Vejamos um exemplo de inferno que W. Shakespeare descreve nos pensamentos refletivos de Hamlet.
“Ser ou não ser, eis a questão. O que será mais nobre? Suportar as pedradas e as flechas da fortuna cruel, ou pegar em armas contra um mar de angústias e, resistindo, derrota-las? Morrer, dizer que pelo sono poderemos curar um mal do coração, derrota-las. Morrer? Dormir, nada mais. Dizer que pelo sono poderemos curar um mal do coração
e os mil acidentes naturais a que a carne está sujeita, é algo que podemos desejar ardentemente. Morrer, dormir, sonhar talvez. Sim, aqui está a interrogação, pois no mortal sono, que sonhos poderão aparecer, ao sair deste corpo mortal, que nos farão refletir?
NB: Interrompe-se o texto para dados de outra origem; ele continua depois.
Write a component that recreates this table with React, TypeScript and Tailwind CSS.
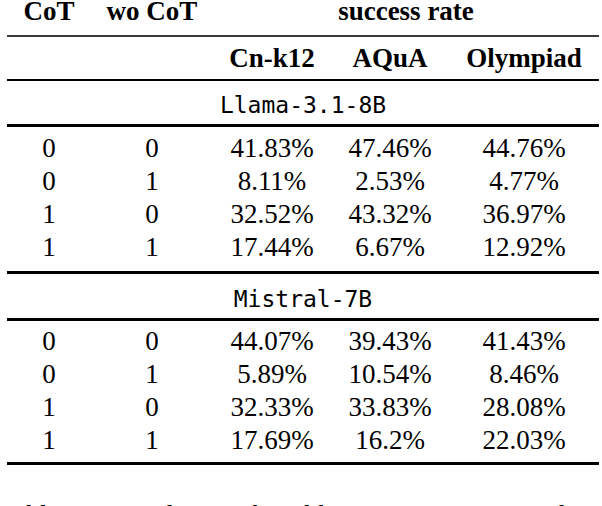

‘O respeito dá as calamidades uma longa vida. Pois quem suportaria o flagelo dos tempos, a injustiça do opressor, as afrontas do orgulhoso, os punhais do amor incompreendido, os atrasos da justiça, a insolência do poderoso, e os desdéns que tolera a paciência do indigno, quando ele próprio poderia saldar as suas contas, com um simples punhal?
Quem carregaria fardos, gemendo e suando, duma vida de canseiras, que não fosse pelo medo de algo depois da morte, essa região desconhecida de onde nenhum viajante volta?
Eis o que embaraça à vontade, e nos faz suportar os males de que sofremos, com medo de irmos encontrar outros que não conhecemos. É assim que a consciência nos faz covardes, e a cor da nossa resolução mais firme desvanece perante a palidez do pensamento, e os projetos de grande alento, graças a esta consideração, mudam o rumo, da sua corrente, e perdem o nome, de ação.”
Este é um inferno em dubiedade: sofrer as agruras do mundo material e o medo de fugir dele através do suicídio por não saber o que se vai encontrar após essa passagem. Será algo mais angustiante? A doutrina espírita diz que sim, que o suicida irá sofrer muito mais por esse erro cometido, sem as opções que o mundo matéria oferece para administrar esse sofrimento sem recorrer a destruição do corpo físico.
Nunca me ocorreu a ideia do suicídio, também não construí ao meu redor tanto sofrimento que me levasse a isso. Minha opção pelo mundo material, depois que o conheci, foi algo que me tirou o medo da morte. Sei que o meu espírito evolui nos dois mundos e que a maioria dos meus erros e conflitos foram feitos no mundo material, nas inter-relações humanas. Tanto é assim, que sou acusado até hoje por minha primeira esposa de fazer sofrer as mulheres que se aproximam da mim, que eu não deveria defender tanto o amor incondicional a ponto de querer viver a família universal onde o amor não pode ser exclusividade de ninguém, incluindo todos os aspectos da natureza biológica que fomos formados, incluindo a possibilidade de sexo quando a consciência não apontar nenhum erro nisso. Fazendo assim, eu fujo do inferno emocional que poderia se formar em minha vida, mas termino contribuir para formar o inferno emocional na consciência das mulheres que querem conviver comigo sem aceitar o paradigma em que vivo.
Mas, pelo menos não crio em minha consciência o inferno que Hamlet criou na consciência dele. E sei do sofrimento na consciência das mulheres que convivem comigo, mas isso é uma opção delas, pois todas são sabedoras dessa realidade.